Par ailleurs, Kiev commence à manquer des munitions d’artillerie qui sont indispensables lors de toute offensive.

En conséquence, les États-Unis ont décidé d'envoyer des obus de 155 mm à sous-munitions en Ukraine pour aider son armée à repousser les forces russes retranchées le long des lignes de front. 

L'Administration Biden a annoncé le 7 juin qu'elle en enverra des milliers dans le cadre d'un nouveau programme d'aide militaire d'une valeur de 800 millions de dollars, ce qui porte son assistance à plus de 41 milliards de dollars depuis le début du conflit en février 2022. 
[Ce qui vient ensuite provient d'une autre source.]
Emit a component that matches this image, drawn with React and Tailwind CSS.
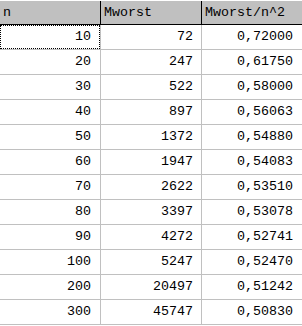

Le président Joe Biden sur CNN a déclaré : « cela a été une décision très difficile pour moi ». Il a précisé en avoir discuté au préalable avec les pays alliés et le Congrès américain. 
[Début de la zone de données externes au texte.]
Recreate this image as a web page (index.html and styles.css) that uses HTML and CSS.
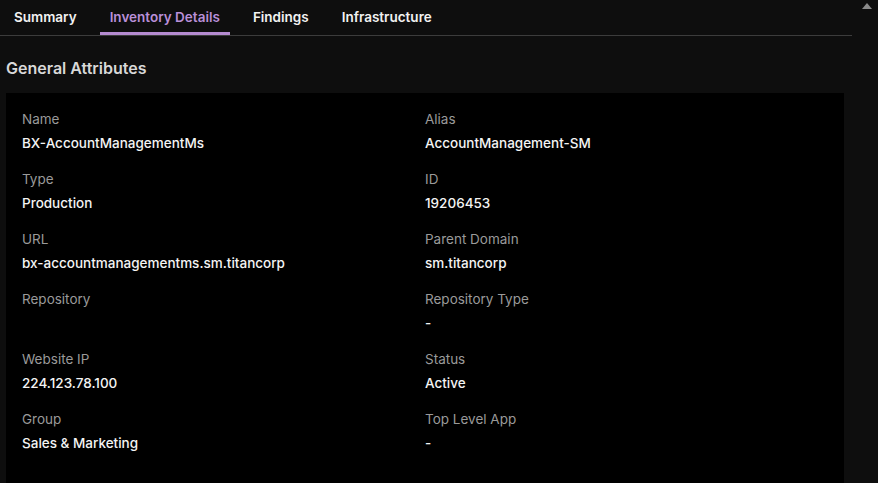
FILE: index.html
```html
<!DOCTYPE html>
<html>
<head>
<meta charset="utf-8">
<link rel="stylesheet" href="styles.css">
</head>
<body>
<div class="page">
  <div class="main">
    <nav class="tabs">
      <div class="tab">Summary</div>
      <div class="tab active">Inventory Details</div>
      <div class="tab">Findings</div>
      <div class="tab">Infrastructure</div>
    </nav>
    <h2 class="section-title">General Attributes</h2>
    <div class="panel">
      <div class="field"><div class="label">Name</div><div class="value">BX-AccountManagementMs</div></div>
      <div class="field"><div class="label">Alias</div><div class="value">AccountManagement-SM</div></div>
      <div class="field"><div class="label">Type</div><div class="value">Production</div></div>
      <div class="field"><div class="label">ID</div><div class="value">19206453</div></div>
      <div class="field"><div class="label">URL</div><div class="value">bx-accountmanagementms.sm.titancorp</div></div>
      <div class="field"><div class="label">Parent Domain</div><div class="value">sm.titancorp</div></div>
      <div class="field"><div class="label">Repository</div><div class="value"></div></div>
      <div class="field"><div class="label">Repository Type</div><div class="value">-</div></div>
      <div class="field"><div class="label">Website IP</div><div class="value">224.123.78.100</div></div>
      <div class="field"><div class="label">Status</div><div class="value">Active</div></div>
      <div class="field"><div class="label">Group</div><div class="value">Sales &amp; Marketing</div></div>
      <div class="field"><div class="label">Top Level App</div><div class="value">-</div></div>
    </div>
  </div>
  <div class="scrollbar">
    <svg class="arrow" width="10" height="6" viewBox="0 0 10 6"><path d="M5 0 L10 6 L0 6 Z" fill="#8a8a8a"/></svg>
  </div>
</div>
</body>
</html>
```
FILE: styles.css
```css
html, body {
  margin: 0;
  padding: 0;
  background: #0e0e0e;
  height: 100%;
  overflow: hidden;
}
body {
  font-family: Inter, "Noto Sans", sans-serif;
  color: #e6e6e6;
}
.page {
  display: flex;
  height: 483px;
}
.main {
  width: 852px;
  flex: none;
  display: flex;
  flex-direction: column;
}
.scrollbar {
  flex: 1;
  display: flex;
  justify-content: center;
  padding-top: 3px;
  background: #0e0e0e;
}
.arrow {
  display: block;
  margin-left: 3px;
}
.tabs {
  display: flex;
  height: 35px;
  border-bottom: 1px solid #3c3c3c;
  padding-left: 4px;
  box-sizing: content-box;
  flex: none;
}
.tab {
  padding: 0 10px;
  margin-right: 13px;
  font-size: 13.5px;
  font-weight: 600;
  line-height: 34px;
  color: #f2f2f2;
  border-bottom: 3px solid transparent;
  height: 32px;
  box-sizing: content-box;
}
.tab.active {
  color: #b98fd8;
  border-bottom-color: #b48bd0;
}
.section-title {
  margin: 0;
  padding: 22px 6px 0;
  font-size: 16px;
  font-weight: 600;
  line-height: 20px;
  color: #d8d8d8;
  flex: none;
}
.panel {
  margin: 15px 8px 0 6px;
  background: #000;
  padding: 16px 16px 20px;
  display: grid;
  grid-template-columns: 403px 403px;
  align-content: start;
  row-gap: 16px;
  flex: 1;
}
.field {
  display: flex;
  flex-direction: column;
  gap: 4px;
}
.label {
  font-size: 13.5px;
  line-height: 20px;
  color: #9a9a9a;
}
.value {
  font-size: 13.5px;
  line-height: 20px;
  font-weight: 500;
  color: #f4f4f4;
  min-height: 20px;
}
```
Jake Sullivan, le conseiller à la Sécurité nationale, a surenchéri en disant que le président Biden avait pris sa décision après une « recommandation unanime » de son Administration. De plus, Kiev aurait fourni des garanties écrites sur l'usage que ses forces feraient de ces armes afin de minimiser « les risques posés aux civils ». 

Nombre de pays ont interdit l'utilisation et la production de ce type de munition dans le cadre de la Convention d'Oslo de 2008. 
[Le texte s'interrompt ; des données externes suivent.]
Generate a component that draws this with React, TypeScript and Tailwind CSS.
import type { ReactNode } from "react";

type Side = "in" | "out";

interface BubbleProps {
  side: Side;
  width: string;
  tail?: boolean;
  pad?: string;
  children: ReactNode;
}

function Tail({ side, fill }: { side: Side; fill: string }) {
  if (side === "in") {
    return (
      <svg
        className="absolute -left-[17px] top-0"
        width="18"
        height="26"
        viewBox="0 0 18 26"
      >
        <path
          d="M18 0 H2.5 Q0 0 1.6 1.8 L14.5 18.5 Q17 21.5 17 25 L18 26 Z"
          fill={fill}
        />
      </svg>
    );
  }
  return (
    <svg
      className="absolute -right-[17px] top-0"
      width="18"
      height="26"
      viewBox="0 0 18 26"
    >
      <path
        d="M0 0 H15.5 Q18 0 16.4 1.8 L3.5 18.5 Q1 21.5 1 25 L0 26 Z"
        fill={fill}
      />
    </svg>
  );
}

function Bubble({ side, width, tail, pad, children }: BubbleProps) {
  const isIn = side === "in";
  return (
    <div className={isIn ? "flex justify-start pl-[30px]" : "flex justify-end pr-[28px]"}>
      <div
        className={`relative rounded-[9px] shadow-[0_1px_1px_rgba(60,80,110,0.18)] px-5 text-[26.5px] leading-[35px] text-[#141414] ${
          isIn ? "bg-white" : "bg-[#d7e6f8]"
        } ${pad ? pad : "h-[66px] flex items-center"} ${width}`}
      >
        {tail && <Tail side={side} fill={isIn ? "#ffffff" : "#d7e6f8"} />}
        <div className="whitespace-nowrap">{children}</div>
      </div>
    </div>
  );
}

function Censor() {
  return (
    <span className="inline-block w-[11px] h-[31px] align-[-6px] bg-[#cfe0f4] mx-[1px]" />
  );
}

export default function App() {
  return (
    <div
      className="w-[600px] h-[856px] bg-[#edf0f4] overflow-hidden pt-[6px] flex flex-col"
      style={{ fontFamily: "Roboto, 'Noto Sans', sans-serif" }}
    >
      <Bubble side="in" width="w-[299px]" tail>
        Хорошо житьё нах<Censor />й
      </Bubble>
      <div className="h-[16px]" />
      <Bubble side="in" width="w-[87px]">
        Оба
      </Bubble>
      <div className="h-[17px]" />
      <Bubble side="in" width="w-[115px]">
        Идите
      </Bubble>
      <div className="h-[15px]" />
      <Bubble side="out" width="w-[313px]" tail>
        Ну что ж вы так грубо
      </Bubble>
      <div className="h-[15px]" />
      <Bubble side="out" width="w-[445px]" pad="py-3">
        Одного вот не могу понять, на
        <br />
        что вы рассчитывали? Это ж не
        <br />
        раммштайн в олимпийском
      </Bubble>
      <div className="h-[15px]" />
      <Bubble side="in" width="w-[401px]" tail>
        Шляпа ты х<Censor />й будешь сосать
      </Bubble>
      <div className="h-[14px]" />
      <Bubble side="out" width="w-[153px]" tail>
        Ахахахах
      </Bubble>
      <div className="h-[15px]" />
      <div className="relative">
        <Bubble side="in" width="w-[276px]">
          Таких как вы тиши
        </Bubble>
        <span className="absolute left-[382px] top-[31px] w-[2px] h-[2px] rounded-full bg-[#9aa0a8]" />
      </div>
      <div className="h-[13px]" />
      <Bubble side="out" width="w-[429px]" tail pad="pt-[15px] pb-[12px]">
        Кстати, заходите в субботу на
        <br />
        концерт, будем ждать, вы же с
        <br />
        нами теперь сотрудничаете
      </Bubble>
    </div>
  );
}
Carte montrant les pays où la Convention sur les armes à sous-munitions est entrée en vigueur (en violet), ainsi que ceux qui ont signé, mais pas ratifié (en bleu) ou adhéré (en rose) à l'accord. Les USA, la Russie, l’Ukraine, la Chine, l’Inde, le Pakistan, Israël, l’Arabie saoudite, le Maghreb (sauf la Tunisie), etc. ne l’on pas signé. Source : AndrewRT via Wikimedia. 

Qu'est-ce qu'une arme à sous-munitions ? 

Une arme à sous-munitions est une bombe, une roquette ou un obus qui s'ouvre dans les airs et libère des grenades (parfois appelées « bombelettes ») sur une vaste étendue. 

Ces armes sont conçues pour neutraliser des véhicules ou des personnels à pied en atteignant plusieurs cibles à la fois. 

Les obus à sous-munitions sont tirés par les mêmes armes d'artillerie que les États-Unis et leurs alliés ont déjà fournies à l'Ukraine pour la guerre - comme des obusiers-.

Les sous-munitions « DPICM » (Dual-Purpose Improved Conventional Munitions) englobent divers types d'obus d'artillerie et de roquettes chargés de plusieurs types de sous-munitions qui sont tous conçus pour fonctionner à peu près de la même manière. 

L'essentiel de la production des munitions chargées DPICM a eu lieu entre les années 1970 et 1990 ce qui voudrait dire que les munitions américaines ont plus de trente ans...

Ces sous munitions pouvaient être emportées dans des obus de 105 mm, 155 mm et 203 mm, ainsi que des roquettes d'artillerie de 227 mm pouvant être tirées à partir des lanceurs M270 Multiple Launch Rocket System (MLRS) et M142 High Mobility Artillery Rocket System (HIMARS). Ces deux systèmes sont en service dans l’armée ukrainienne et la question se pose concernant la fourniture éventuelle de roquettes à sous-munitions. 

Le DPICM a évolué à partir de la série antérieure d'armes à sous-munitions améliorées (ICM). Le «double usage» vient du fait que les sous-munitions DPICM, que l'armée américaine appelle des «grenades», sont conçues pour être au moins efficaces contre les véhicules blindés ainsi que contre des cibles plus molles comme les véhicules classiques et les forces débarquées. 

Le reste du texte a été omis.